Let me re-enforce this by looking at a similar problem.

Suppose f is a linear transformation from R^3 to R^2 defined by f\left(\begin{pmatrix}x_1 \\ x_2\end{pmatrix}\right)= \begin{pmatrix}x_1+ x_2 \\ 2x_1- x_2\end{pmatrix}.

To prove it is a linear mapping you must show that f(u+ v)= f(u)+ f(v) and f(av)= af(v) for any vectors u and v and any number a.

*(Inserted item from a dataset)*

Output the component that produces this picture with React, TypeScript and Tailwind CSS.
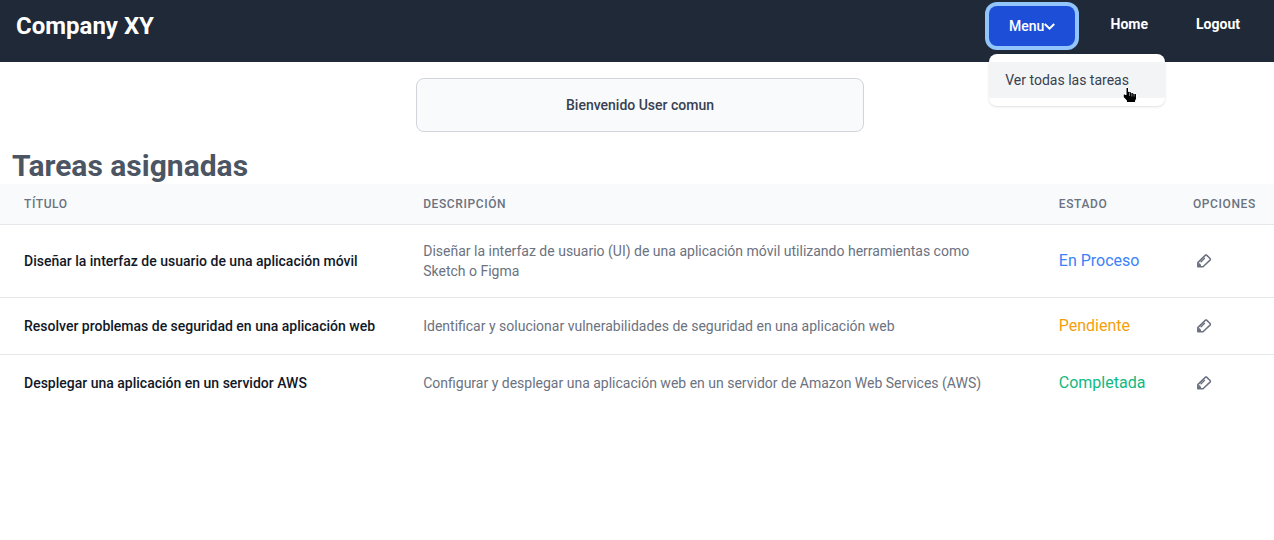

You need to show that
f\left(\begin{pmatrix}x_1 \\ x_2\end{pmatrix}+ \begin{pmatrix}y_1 \\ y_2\end{pmatrix}\right)= f\left(\begin{pmatrix}x_1+ y_1 \\ x_2+ y_2\end{pmatrix} = \begin{pmatrix}(x_1+ y_1)+ (x_2+ y_2)  \\ 2(x_1+ y_1)- (x2+ y_2)\end{pmatrix}= \begin{pmatrix}(x_1+ x_2)+ (y_1+ y_2) \\ (2x_1- x_2)+ (2y_1- y_2)\end{pmatrix} = \begin{pmatrix} x_1+ x_2 \\ 2x_1- x_2\end{pmatrix}+ \begin{pmatrix}y_1+ y_2 \\ 2y_1- y_2\end{pmatrix} = f\left(\begin{pmatrix}x_1 \\ x_2\end{pmatrix}\right)+ f\left(\begin{pmatrix}y_1 \\ y_2\end{pmatrix}\right).

Also, f\left(a\begin{pmatrix}x_1 \\ x_2\end{pmatrix}\right)= f\left(\begin{pmatrix}ax_1 \\ ax_2\end{pmatrix}\right)= \begin{pmatrix}ax_1+ ax_2 \\ 2ax_1- x_2\end{pmatrix} = \begin{pmatrix} a(x_1+ x_2) \\ a(2x_1- x_2)\end{pmatrix} = a\begin{pmatrix}x_1+ x_2 \\ 2x_1- x_2\end{pmatrix}= af\left(\begin{pmatrix}x_1 \\ x_2\end{pmatrix}\right).

To write it as a matrix, in a given basis, apply the transformation to the basis, the right the result of each as a linear combination of the basis. Each basis vector gives a column of the matrix. The standard matrix is \begin{pmatrix}1 \\ 0 \end{pmatrix} and \begin{pmatrix} 0 \\ 1 \end{pmatrix}.

f\left(\begin{pmatrix}1 \\ 0 \end{pmatrix}\right)= \begin{pmatrix}1+ 0 \\ 2(1)- 0\end{pmatrix}= \begin{pmatrix}1 \\ 2\end{pmatrix}.

f\left(\begin{pmatrix}0 \\ 1 \end{pmatrix}\right)= \begin{pmatrix}0+ 1 \\ 2(0)- 1\end{pmatrix}= \begin{pmatrix}1 \\ -1\end{pmatrix}.

So the matrix representation of A in the standard basis is
\begin{pmatrix}1 & 1 \\ 2 & -1\end{pmatrix}